> [What to do] Write out each line word for word. Drop pictures.

> [Data provided]
>> Start
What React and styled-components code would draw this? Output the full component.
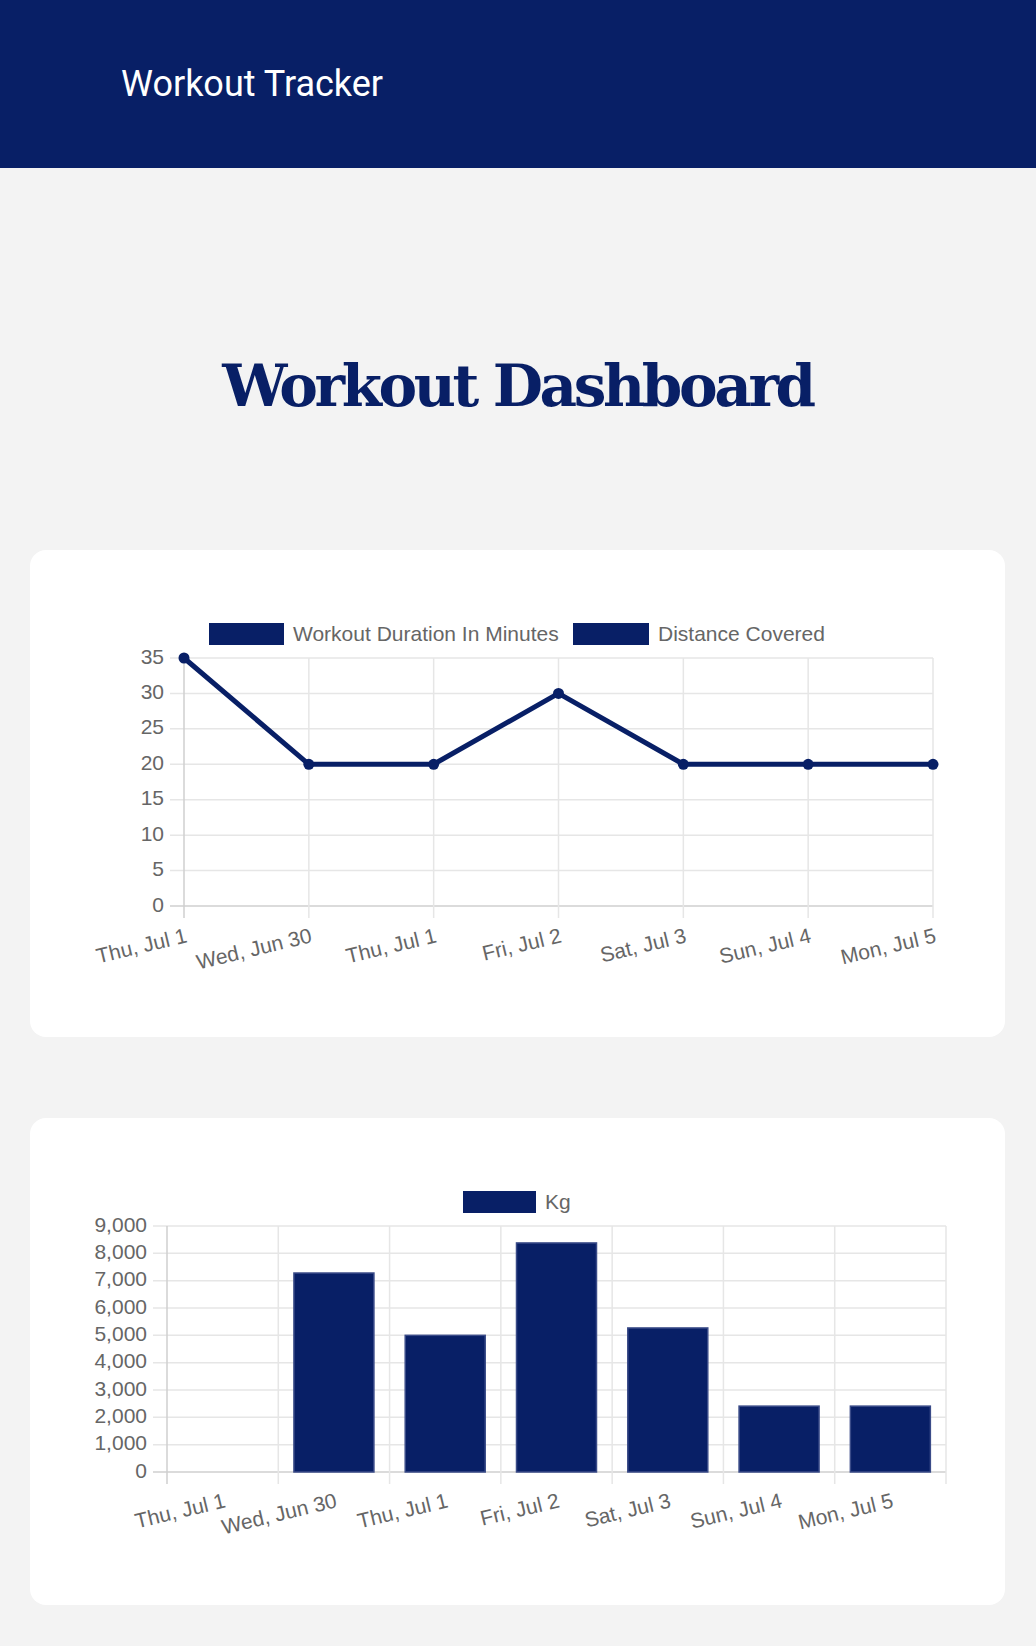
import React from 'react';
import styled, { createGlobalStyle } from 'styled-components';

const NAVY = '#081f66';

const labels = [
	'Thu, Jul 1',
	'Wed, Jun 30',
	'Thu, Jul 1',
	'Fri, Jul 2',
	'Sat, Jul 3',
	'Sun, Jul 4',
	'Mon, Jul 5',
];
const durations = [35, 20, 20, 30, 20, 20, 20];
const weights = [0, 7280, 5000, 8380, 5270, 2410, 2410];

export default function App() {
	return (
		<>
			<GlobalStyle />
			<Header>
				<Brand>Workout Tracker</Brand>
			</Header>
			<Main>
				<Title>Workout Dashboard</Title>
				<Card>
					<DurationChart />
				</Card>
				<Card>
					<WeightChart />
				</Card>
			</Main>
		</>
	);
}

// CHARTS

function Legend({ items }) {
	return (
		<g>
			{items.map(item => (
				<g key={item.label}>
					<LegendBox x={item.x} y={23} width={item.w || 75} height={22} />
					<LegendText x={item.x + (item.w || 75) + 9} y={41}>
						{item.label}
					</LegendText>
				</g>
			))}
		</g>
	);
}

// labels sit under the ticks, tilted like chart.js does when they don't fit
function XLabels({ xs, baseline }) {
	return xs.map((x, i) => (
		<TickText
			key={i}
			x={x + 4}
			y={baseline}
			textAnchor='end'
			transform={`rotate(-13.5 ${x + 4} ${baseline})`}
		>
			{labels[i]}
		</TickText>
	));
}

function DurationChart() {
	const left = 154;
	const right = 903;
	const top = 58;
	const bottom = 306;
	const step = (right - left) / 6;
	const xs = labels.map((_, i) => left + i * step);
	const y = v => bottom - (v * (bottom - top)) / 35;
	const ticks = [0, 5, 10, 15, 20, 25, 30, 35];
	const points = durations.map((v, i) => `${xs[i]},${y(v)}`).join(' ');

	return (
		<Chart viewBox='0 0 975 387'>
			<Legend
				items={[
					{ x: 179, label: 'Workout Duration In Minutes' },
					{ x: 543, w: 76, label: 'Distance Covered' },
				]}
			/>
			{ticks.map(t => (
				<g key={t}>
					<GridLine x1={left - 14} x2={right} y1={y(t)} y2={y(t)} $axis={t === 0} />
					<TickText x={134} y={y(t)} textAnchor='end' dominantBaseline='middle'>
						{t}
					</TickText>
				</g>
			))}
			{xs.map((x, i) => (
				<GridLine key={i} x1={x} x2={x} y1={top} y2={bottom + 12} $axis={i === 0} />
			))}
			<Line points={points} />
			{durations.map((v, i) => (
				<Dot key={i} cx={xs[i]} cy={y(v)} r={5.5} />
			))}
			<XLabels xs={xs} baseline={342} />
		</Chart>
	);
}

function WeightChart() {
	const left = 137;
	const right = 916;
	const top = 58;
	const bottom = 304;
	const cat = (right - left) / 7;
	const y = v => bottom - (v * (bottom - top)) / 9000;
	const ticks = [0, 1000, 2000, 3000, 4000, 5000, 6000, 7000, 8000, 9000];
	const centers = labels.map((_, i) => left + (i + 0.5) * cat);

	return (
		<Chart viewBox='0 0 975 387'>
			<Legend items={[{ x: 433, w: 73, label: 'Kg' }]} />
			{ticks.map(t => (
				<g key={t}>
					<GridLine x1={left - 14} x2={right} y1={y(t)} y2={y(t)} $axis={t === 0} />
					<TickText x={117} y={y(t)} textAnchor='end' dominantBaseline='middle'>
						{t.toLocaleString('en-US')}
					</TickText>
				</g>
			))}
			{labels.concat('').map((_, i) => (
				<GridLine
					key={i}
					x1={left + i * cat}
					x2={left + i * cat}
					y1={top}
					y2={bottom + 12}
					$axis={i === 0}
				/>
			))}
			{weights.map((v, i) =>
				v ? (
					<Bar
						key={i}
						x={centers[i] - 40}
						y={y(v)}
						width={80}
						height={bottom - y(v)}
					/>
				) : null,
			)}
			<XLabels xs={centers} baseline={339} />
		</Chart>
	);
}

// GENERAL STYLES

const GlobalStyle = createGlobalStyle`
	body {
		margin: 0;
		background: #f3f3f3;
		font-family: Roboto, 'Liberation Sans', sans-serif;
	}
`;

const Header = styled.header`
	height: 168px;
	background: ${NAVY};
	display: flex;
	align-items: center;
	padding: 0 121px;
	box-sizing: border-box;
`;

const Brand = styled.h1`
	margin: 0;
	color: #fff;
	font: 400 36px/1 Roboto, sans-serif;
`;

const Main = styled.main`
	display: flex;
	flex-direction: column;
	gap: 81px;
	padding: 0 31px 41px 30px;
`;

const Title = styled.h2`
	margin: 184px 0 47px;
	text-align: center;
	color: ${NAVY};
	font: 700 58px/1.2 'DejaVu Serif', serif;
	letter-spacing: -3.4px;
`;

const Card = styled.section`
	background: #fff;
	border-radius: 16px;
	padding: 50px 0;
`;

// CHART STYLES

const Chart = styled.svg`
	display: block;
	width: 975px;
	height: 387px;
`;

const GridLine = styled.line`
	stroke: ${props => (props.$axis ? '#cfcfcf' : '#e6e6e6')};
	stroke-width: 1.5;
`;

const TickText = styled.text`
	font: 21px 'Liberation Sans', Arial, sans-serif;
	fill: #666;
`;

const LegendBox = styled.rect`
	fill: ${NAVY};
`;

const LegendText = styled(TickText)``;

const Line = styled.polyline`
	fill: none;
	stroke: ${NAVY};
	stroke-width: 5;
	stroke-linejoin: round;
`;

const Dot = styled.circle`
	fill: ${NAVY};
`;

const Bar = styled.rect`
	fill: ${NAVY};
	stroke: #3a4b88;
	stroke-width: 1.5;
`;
>> End
> [Solution for this exercise]
What React and styled-components code would draw this? Output the full component.
import React from 'react';
import styled, { createGlobalStyle } from 'styled-components';

const NAVY = '#081f66';

const labels = [
	'Thu, Jul 1',
	'Wed, Jun 30',
	'Thu, Jul 1',
	'Fri, Jul 2',
	'Sat, Jul 3',
	'Sun, Jul 4',
	'Mon, Jul 5',
];
const durations = [35, 20, 20, 30, 20, 20, 20];
const weights = [0, 7280, 5000, 8380, 5270, 2410, 2410];

export default function App() {
	return (
		<>
			<GlobalStyle />
			<Header>
				<Brand>Workout Tracker</Brand>
			</Header>
			<Main>
				<Title>Workout Dashboard</Title>
				<Card>
					<DurationChart />
				</Card>
				<Card>
					<WeightChart />
				</Card>
			</Main>
		</>
	);
}

// CHARTS

function Legend({ items }) {
	return (
		<g>
			{items.map(item => (
				<g key={item.label}>
					<LegendBox x={item.x} y={23} width={item.w || 75} height={22} />
					<LegendText x={item.x + (item.w || 75) + 9} y={41}>
						{item.label}
					</LegendText>
				</g>
			))}
		</g>
	);
}

// labels sit under the ticks, tilted like chart.js does when they don't fit
function XLabels({ xs, baseline }) {
	return xs.map((x, i) => (
		<TickText
			key={i}
			x={x + 4}
			y={baseline}
			textAnchor='end'
			transform={`rotate(-13.5 ${x + 4} ${baseline})`}
		>
			{labels[i]}
		</TickText>
	));
}

function DurationChart() {
	const left = 154;
	const right = 903;
	const top = 58;
	const bottom = 306;
	const step = (right - left) / 6;
	const xs = labels.map((_, i) => left + i * step);
	const y = v => bottom - (v * (bottom - top)) / 35;
	const ticks = [0, 5, 10, 15, 20, 25, 30, 35];
	const points = durations.map((v, i) => `${xs[i]},${y(v)}`).join(' ');

	return (
		<Chart viewBox='0 0 975 387'>
			<Legend
				items={[
					{ x: 179, label: 'Workout Duration In Minutes' },
					{ x: 543, w: 76, label: 'Distance Covered' },
				]}
			/>
			{ticks.map(t => (
				<g key={t}>
					<GridLine x1={left - 14} x2={right} y1={y(t)} y2={y(t)} $axis={t === 0} />
					<TickText x={134} y={y(t)} textAnchor='end' dominantBaseline='middle'>
						{t}
					</TickText>
				</g>
			))}
			{xs.map((x, i) => (
				<GridLine key={i} x1={x} x2={x} y1={top} y2={bottom + 12} $axis={i === 0} />
			))}
			<Line points={points} />
			{durations.map((v, i) => (
				<Dot key={i} cx={xs[i]} cy={y(v)} r={5.5} />
			))}
			<XLabels xs={xs} baseline={342} />
		</Chart>
	);
}

function WeightChart() {
	const left = 137;
	const right = 916;
	const top = 58;
	const bottom = 304;
	const cat = (right - left) / 7;
	const y = v => bottom - (v * (bottom - top)) / 9000;
	const ticks = [0, 1000, 2000, 3000, 4000, 5000, 6000, 7000, 8000, 9000];
	const centers = labels.map((_, i) => left + (i + 0.5) * cat);

	return (
		<Chart viewBox='0 0 975 387'>
			<Legend items={[{ x: 433, w: 73, label: 'Kg' }]} />
			{ticks.map(t => (
				<g key={t}>
					<GridLine x1={left - 14} x2={right} y1={y(t)} y2={y(t)} $axis={t === 0} />
					<TickText x={117} y={y(t)} textAnchor='end' dominantBaseline='middle'>
						{t.toLocaleString('en-US')}
					</TickText>
				</g>
			))}
			{labels.concat('').map((_, i) => (
				<GridLine
					key={i}
					x1={left + i * cat}
					x2={left + i * cat}
					y1={top}
					y2={bottom + 12}
					$axis={i === 0}
				/>
			))}
			{weights.map((v, i) =>
				v ? (
					<Bar
						key={i}
						x={centers[i] - 40}
						y={y(v)}
						width={80}
						height={bottom - y(v)}
					/>
				) : null,
			)}
			<XLabels xs={centers} baseline={339} />
		</Chart>
	);
}

// GENERAL STYLES

const GlobalStyle = createGlobalStyle`
	body {
		margin: 0;
		background: #f3f3f3;
		font-family: Roboto, 'Liberation Sans', sans-serif;
	}
`;

const Header = styled.header`
	height: 168px;
	background: ${NAVY};
	display: flex;
	align-items: center;
	padding: 0 121px;
	box-sizing: border-box;
`;

const Brand = styled.h1`
	margin: 0;
	color: #fff;
	font: 400 36px/1 Roboto, sans-serif;
`;

const Main = styled.main`
	display: flex;
	flex-direction: column;
	gap: 81px;
	padding: 0 31px 41px 30px;
`;

const Title = styled.h2`
	margin: 184px 0 47px;
	text-align: center;
	color: ${NAVY};
	font: 700 58px/1.2 'DejaVu Serif', serif;
	letter-spacing: -3.4px;
`;

const Card = styled.section`
	background: #fff;
	border-radius: 16px;
	padding: 50px 0;
`;

// CHART STYLES

const Chart = styled.svg`
	display: block;
	width: 975px;
	height: 387px;
`;

const GridLine = styled.line`
	stroke: ${props => (props.$axis ? '#cfcfcf' : '#e6e6e6')};
	stroke-width: 1.5;
`;

const TickText = styled.text`
	font: 21px 'Liberation Sans', Arial, sans-serif;
	fill: #666;
`;

const LegendBox = styled.rect`
	fill: ${NAVY};
`;

const LegendText = styled(TickText)``;

const Line = styled.polyline`
	fill: none;
	stroke: ${NAVY};
	stroke-width: 5;
	stroke-linejoin: round;
`;

const Dot = styled.circle`
	fill: ${NAVY};
`;

const Bar = styled.rect`
	fill: ${NAVY};
	stroke: #3a4b88;
	stroke-width: 1.5;
`;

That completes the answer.